## Problem details
Return the whole listing exactly as it stands.

---- Information supplied

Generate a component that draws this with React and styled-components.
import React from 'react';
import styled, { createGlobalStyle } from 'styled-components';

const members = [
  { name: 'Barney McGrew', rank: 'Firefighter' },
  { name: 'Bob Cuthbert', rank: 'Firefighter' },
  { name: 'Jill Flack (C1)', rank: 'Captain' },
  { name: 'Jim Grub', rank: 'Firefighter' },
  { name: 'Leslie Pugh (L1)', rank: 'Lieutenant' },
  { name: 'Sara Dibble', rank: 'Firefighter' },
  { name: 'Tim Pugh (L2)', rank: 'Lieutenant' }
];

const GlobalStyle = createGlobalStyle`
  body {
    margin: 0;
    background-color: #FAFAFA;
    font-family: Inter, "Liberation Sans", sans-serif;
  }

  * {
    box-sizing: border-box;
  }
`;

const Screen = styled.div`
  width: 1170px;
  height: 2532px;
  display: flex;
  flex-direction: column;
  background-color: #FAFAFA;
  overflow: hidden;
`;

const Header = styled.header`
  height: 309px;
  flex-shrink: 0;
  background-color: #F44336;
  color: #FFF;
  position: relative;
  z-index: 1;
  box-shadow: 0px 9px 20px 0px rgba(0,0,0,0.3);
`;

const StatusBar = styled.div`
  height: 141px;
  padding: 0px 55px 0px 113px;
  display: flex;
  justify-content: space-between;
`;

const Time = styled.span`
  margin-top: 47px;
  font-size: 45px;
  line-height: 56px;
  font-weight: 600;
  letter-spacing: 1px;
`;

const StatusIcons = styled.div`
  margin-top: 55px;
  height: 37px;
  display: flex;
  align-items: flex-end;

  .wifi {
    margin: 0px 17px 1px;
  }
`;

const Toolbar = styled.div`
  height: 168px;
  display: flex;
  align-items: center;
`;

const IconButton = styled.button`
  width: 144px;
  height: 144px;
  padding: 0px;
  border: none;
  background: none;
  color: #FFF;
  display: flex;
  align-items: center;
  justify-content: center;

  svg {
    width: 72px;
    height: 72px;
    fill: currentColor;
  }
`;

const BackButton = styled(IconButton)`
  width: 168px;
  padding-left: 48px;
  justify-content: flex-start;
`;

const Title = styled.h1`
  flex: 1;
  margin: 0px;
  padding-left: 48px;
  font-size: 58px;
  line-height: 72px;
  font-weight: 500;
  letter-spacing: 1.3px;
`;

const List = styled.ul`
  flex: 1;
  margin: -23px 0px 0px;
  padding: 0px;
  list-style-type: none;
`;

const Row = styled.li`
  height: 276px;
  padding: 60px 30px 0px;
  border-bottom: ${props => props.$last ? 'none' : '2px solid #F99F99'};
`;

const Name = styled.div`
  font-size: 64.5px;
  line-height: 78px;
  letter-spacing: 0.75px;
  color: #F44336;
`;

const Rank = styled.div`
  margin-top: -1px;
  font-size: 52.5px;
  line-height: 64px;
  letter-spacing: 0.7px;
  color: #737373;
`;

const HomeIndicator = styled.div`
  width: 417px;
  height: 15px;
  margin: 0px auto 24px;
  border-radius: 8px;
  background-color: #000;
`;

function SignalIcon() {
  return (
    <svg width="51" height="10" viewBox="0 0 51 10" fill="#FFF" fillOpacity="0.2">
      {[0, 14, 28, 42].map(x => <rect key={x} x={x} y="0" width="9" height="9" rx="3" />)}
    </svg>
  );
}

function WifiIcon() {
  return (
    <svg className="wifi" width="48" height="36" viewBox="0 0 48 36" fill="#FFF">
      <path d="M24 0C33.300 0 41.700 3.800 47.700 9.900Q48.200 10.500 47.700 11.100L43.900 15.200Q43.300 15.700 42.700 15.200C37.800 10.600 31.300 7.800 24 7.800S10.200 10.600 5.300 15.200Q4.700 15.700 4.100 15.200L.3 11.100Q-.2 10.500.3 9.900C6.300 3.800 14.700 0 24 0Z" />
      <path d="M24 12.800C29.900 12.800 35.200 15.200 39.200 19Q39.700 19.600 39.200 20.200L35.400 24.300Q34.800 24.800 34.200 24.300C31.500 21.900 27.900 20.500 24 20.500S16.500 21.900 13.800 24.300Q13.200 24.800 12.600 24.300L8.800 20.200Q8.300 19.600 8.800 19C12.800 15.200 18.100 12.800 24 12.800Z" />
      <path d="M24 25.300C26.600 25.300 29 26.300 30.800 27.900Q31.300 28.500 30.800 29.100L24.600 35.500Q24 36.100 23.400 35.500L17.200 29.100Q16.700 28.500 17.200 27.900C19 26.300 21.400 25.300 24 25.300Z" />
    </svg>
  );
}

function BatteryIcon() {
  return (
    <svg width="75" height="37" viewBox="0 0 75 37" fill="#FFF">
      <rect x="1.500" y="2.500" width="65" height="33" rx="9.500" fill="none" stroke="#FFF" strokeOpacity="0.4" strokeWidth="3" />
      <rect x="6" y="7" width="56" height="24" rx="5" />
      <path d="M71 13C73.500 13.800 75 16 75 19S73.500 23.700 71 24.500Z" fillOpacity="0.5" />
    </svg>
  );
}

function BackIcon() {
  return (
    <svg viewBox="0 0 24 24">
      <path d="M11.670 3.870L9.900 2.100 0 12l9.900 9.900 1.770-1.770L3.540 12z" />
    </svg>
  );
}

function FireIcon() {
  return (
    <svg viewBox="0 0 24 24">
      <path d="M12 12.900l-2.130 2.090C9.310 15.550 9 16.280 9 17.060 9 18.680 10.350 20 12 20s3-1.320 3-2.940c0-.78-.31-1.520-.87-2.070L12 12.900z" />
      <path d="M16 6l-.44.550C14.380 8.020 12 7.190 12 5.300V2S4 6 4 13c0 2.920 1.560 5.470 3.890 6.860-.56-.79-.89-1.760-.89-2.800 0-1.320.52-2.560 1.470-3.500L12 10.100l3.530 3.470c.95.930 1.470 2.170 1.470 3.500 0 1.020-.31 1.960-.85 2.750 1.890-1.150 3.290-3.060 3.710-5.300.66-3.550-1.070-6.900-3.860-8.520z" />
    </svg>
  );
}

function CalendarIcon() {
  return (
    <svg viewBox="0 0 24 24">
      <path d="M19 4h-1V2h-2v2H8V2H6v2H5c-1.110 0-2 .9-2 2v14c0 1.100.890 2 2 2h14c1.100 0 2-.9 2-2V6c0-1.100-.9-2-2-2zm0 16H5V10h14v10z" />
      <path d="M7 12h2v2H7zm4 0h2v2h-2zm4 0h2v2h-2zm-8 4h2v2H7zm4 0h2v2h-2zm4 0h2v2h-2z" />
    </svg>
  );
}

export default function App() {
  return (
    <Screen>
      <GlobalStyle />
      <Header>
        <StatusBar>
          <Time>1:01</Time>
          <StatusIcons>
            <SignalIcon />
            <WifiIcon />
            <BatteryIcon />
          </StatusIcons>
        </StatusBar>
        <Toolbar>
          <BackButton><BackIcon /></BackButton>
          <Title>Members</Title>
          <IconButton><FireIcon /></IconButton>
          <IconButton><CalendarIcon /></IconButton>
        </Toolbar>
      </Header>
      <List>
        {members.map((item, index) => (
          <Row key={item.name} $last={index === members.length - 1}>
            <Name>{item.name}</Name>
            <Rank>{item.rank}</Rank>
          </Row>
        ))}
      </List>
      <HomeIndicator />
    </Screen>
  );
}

--------

## The output
Generate a component that draws this with React and styled-components.
import React from 'react';
import styled, { createGlobalStyle } from 'styled-components';

const members = [
  { name: 'Barney McGrew', rank: 'Firefighter' },
  { name: 'Bob Cuthbert', rank: 'Firefighter' },
  { name: 'Jill Flack (C1)', rank: 'Captain' },
  { name: 'Jim Grub', rank: 'Firefighter' },
  { name: 'Leslie Pugh (L1)', rank: 'Lieutenant' },
  { name: 'Sara Dibble', rank: 'Firefighter' },
  { name: 'Tim Pugh (L2)', rank: 'Lieutenant' }
];

const GlobalStyle = createGlobalStyle`
  body {
    margin: 0;
    background-color: #FAFAFA;
    font-family: Inter, "Liberation Sans", sans-serif;
  }

  * {
    box-sizing: border-box;
  }
`;

const Screen = styled.div`
  width: 1170px;
  height: 2532px;
  display: flex;
  flex-direction: column;
  background-color: #FAFAFA;
  overflow: hidden;
`;

const Header = styled.header`
  height: 309px;
  flex-shrink: 0;
  background-color: #F44336;
  color: #FFF;
  position: relative;
  z-index: 1;
  box-shadow: 0px 9px 20px 0px rgba(0,0,0,0.3);
`;

const StatusBar = styled.div`
  height: 141px;
  padding: 0px 55px 0px 113px;
  display: flex;
  justify-content: space-between;
`;

const Time = styled.span`
  margin-top: 47px;
  font-size: 45px;
  line-height: 56px;
  font-weight: 600;
  letter-spacing: 1px;
`;

const StatusIcons = styled.div`
  margin-top: 55px;
  height: 37px;
  display: flex;
  align-items: flex-end;

  .wifi {
    margin: 0px 17px 1px;
  }
`;

const Toolbar = styled.div`
  height: 168px;
  display: flex;
  align-items: center;
`;

const IconButton = styled.button`
  width: 144px;
  height: 144px;
  padding: 0px;
  border: none;
  background: none;
  color: #FFF;
  display: flex;
  align-items: center;
  justify-content: center;

  svg {
    width: 72px;
    height: 72px;
    fill: currentColor;
  }
`;

const BackButton = styled(IconButton)`
  width: 168px;
  padding-left: 48px;
  justify-content: flex-start;
`;

const Title = styled.h1`
  flex: 1;
  margin: 0px;
  padding-left: 48px;
  font-size: 58px;
  line-height: 72px;
  font-weight: 500;
  letter-spacing: 1.3px;
`;

const List = styled.ul`
  flex: 1;
  margin: -23px 0px 0px;
  padding: 0px;
  list-style-type: none;
`;

const Row = styled.li`
  height: 276px;
  padding: 60px 30px 0px;
  border-bottom: ${props => props.$last ? 'none' : '2px solid #F99F99'};
`;

const Name = styled.div`
  font-size: 64.5px;
  line-height: 78px;
  letter-spacing: 0.75px;
  color: #F44336;
`;

const Rank = styled.div`
  margin-top: -1px;
  font-size: 52.5px;
  line-height: 64px;
  letter-spacing: 0.7px;
  color: #737373;
`;

const HomeIndicator = styled.div`
  width: 417px;
  height: 15px;
  margin: 0px auto 24px;
  border-radius: 8px;
  background-color: #000;
`;

function SignalIcon() {
  return (
    <svg width="51" height="10" viewBox="0 0 51 10" fill="#FFF" fillOpacity="0.2">
      {[0, 14, 28, 42].map(x => <rect key={x} x={x} y="0" width="9" height="9" rx="3" />)}
    </svg>
  );
}

function WifiIcon() {
  return (
    <svg className="wifi" width="48" height="36" viewBox="0 0 48 36" fill="#FFF">
      <path d="M24 0C33.300 0 41.700 3.800 47.700 9.900Q48.200 10.500 47.700 11.100L43.900 15.200Q43.300 15.700 42.700 15.200C37.800 10.600 31.300 7.800 24 7.800S10.200 10.600 5.300 15.200Q4.700 15.700 4.100 15.200L.3 11.100Q-.2 10.500.3 9.900C6.300 3.800 14.700 0 24 0Z" />
      <path d="M24 12.800C29.900 12.800 35.200 15.200 39.200 19Q39.700 19.600 39.200 20.200L35.400 24.300Q34.800 24.800 34.200 24.300C31.500 21.900 27.900 20.500 24 20.500S16.500 21.900 13.800 24.300Q13.200 24.800 12.600 24.300L8.800 20.200Q8.300 19.600 8.800 19C12.800 15.200 18.100 12.800 24 12.800Z" />
      <path d="M24 25.300C26.600 25.300 29 26.300 30.800 27.900Q31.300 28.500 30.800 29.100L24.600 35.500Q24 36.100 23.400 35.500L17.200 29.100Q16.700 28.500 17.200 27.900C19 26.300 21.400 25.300 24 25.300Z" />
    </svg>
  );
}

function BatteryIcon() {
  return (
    <svg width="75" height="37" viewBox="0 0 75 37" fill="#FFF">
      <rect x="1.500" y="2.500" width="65" height="33" rx="9.500" fill="none" stroke="#FFF" strokeOpacity="0.4" strokeWidth="3" />
      <rect x="6" y="7" width="56" height="24" rx="5" />
      <path d="M71 13C73.500 13.800 75 16 75 19S73.500 23.700 71 24.500Z" fillOpacity="0.5" />
    </svg>
  );
}

function BackIcon() {
  return (
    <svg viewBox="0 0 24 24">
      <path d="M11.670 3.870L9.900 2.100 0 12l9.900 9.900 1.770-1.770L3.540 12z" />
    </svg>
  );
}

function FireIcon() {
  return (
    <svg viewBox="0 0 24 24">
      <path d="M12 12.900l-2.130 2.090C9.310 15.550 9 16.280 9 17.060 9 18.680 10.350 20 12 20s3-1.320 3-2.940c0-.78-.31-1.520-.87-2.070L12 12.900z" />
      <path d="M16 6l-.44.550C14.380 8.020 12 7.190 12 5.300V2S4 6 4 13c0 2.920 1.560 5.470 3.890 6.860-.56-.79-.89-1.760-.89-2.800 0-1.320.52-2.560 1.470-3.500L12 10.100l3.530 3.470c.95.930 1.470 2.170 1.470 3.500 0 1.020-.31 1.960-.85 2.750 1.890-1.150 3.290-3.060 3.710-5.300.66-3.550-1.070-6.900-3.860-8.520z" />
    </svg>
  );
}

function CalendarIcon() {
  return (
    <svg viewBox="0 0 24 24">
      <path d="M19 4h-1V2h-2v2H8V2H6v2H5c-1.110 0-2 .9-2 2v14c0 1.100.890 2 2 2h14c1.100 0 2-.9 2-2V6c0-1.100-.9-2-2-2zm0 16H5V10h14v10z" />
      <path d="M7 12h2v2H7zm4 0h2v2h-2zm4 0h2v2h-2zm-8 4h2v2H7zm4 0h2v2h-2zm4 0h2v2h-2z" />
    </svg>
  );
}

export default function App() {
  return (
    <Screen>
      <GlobalStyle />
      <Header>
        <StatusBar>
          <Time>1:01</Time>
          <StatusIcons>
            <SignalIcon />
            <WifiIcon />
            <BatteryIcon />
          </StatusIcons>
        </StatusBar>
        <Toolbar>
          <BackButton><BackIcon /></BackButton>
          <Title>Members</Title>
          <IconButton><FireIcon /></IconButton>
          <IconButton><CalendarIcon /></IconButton>
        </Toolbar>
      </Header>
      <List>
        {members.map((item, index) => (
          <Row key={item.name} $last={index === members.length - 1}>
            <Name>{item.name}</Name>
            <Rank>{item.rank}</Rank>
          </Row>
        ))}
      </List>
      <HomeIndicator />
    </Screen>
  );
}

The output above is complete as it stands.